Il préconise aussi de déposer plainte, sans oublier «d’utiliser les bons mots, en se faisant éventuellement accompagner d’un avocat pénaliste. Souvent, les premières déclarations, maladroites du fait du stress de l’agression, peuvent desservir l’agressé!» Cas extrême: Papy Galinier, le retraité de 78 ans qui avait tiré sur deux jeunes femmes roms qui venaient le cambrioler, tuant l’une d’entre elles, avait déclaré «j’étais en danger avec cette sale race». Une phrase qui lui sera reprochée tout au long de la procédure, jusqu’à sa condamnation en 2015 par la Cour d’assises de l’Hérault à cinq ans de prison, dont quatre avec sursis, pour tentative de meurtre.
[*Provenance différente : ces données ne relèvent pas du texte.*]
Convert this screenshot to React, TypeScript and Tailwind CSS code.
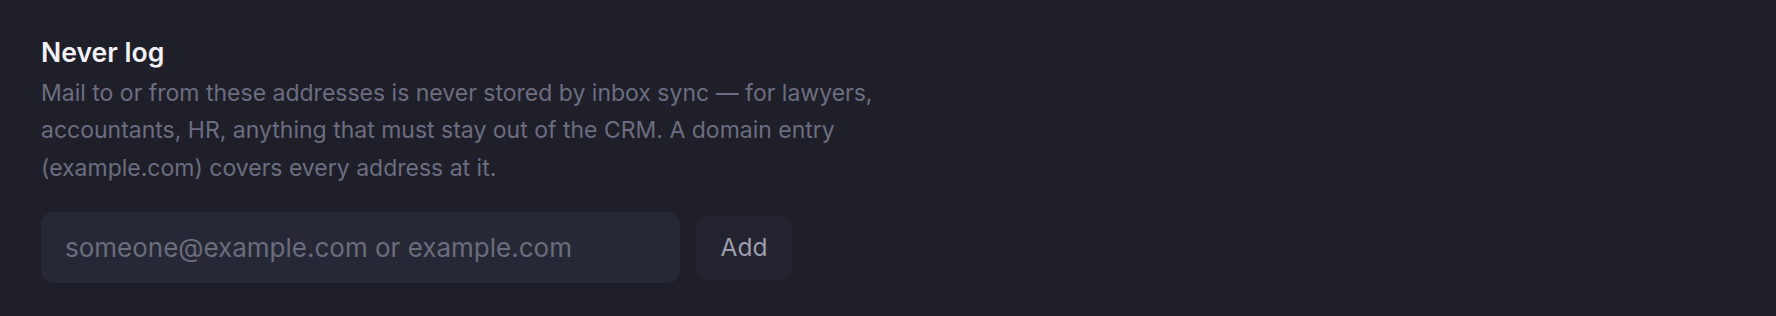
import { useState } from 'react';

const NeverLog = () => {
  const [value, setValue] = useState('');

  return (
    <section className="min-h-[316px] bg-[#1f1f29] px-[41px] pt-[33px] font-['Inter',sans-serif]">
      <h3 className="text-[26.6px] leading-[39px] font-semibold text-[#f1f1f6]">Never log</h3>
      <p className="mt-[3px] max-w-[936px] text-[23px] leading-[37.4px] text-[#6c6d80]">
        Mail to or from these addresses is never stored by inbox sync — for lawyers, accountants, HR, anything that
        must stay out of the CRM. A domain entry (example.com) covers every address at it.
      </p>
      <div className="mt-[25px] flex items-center gap-[16px]">
        <input
          value={value}
          onChange={(e) => setValue(e.target.value)}
          placeholder="someone@example.com or example.com"
          className="h-[71px] w-[639px] rounded-[13px] bg-[#262835] px-[24px] text-[26px] text-[#d4d4de] outline-none placeholder:text-[#6b6c7e]"
        />
        <button className="h-[64px] w-[96px] rounded-[13px] bg-[#23242f] text-[24.5px] text-[#9d9daf]">Add</button>
      </div>
    </section>
  );
};

export default function App() {
  return <NeverLog />;
}
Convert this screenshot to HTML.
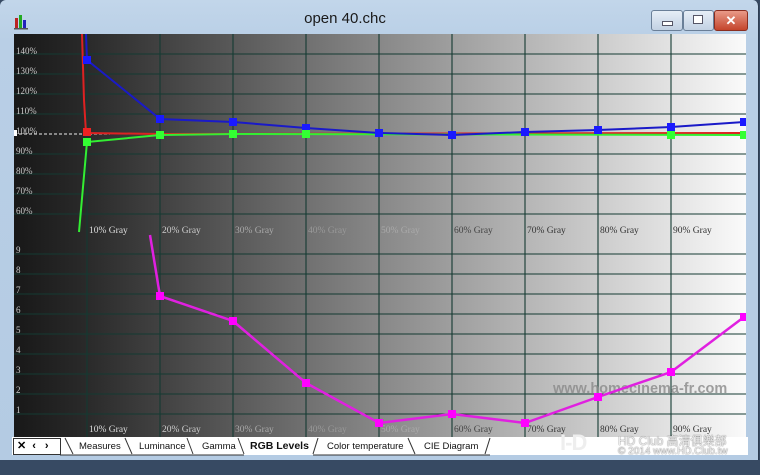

Mais l’immense majorité des citoyens subit l’ensauvagement de la société française à mains nues. Pour Romain Carrière, elle n’a pas d’autre choix que de «redevenir primitif, l’instant de l’agression, pour sauver sa vie ou celle de ses proches». Et de conclure:
«Quand l’État n’est pas là à l’instant T pour empêcher une agression, le citoyen reprend son droit d’user de la force. C’est son droit le plus élémentaire et fondamental.»
*Le prénom a été changé.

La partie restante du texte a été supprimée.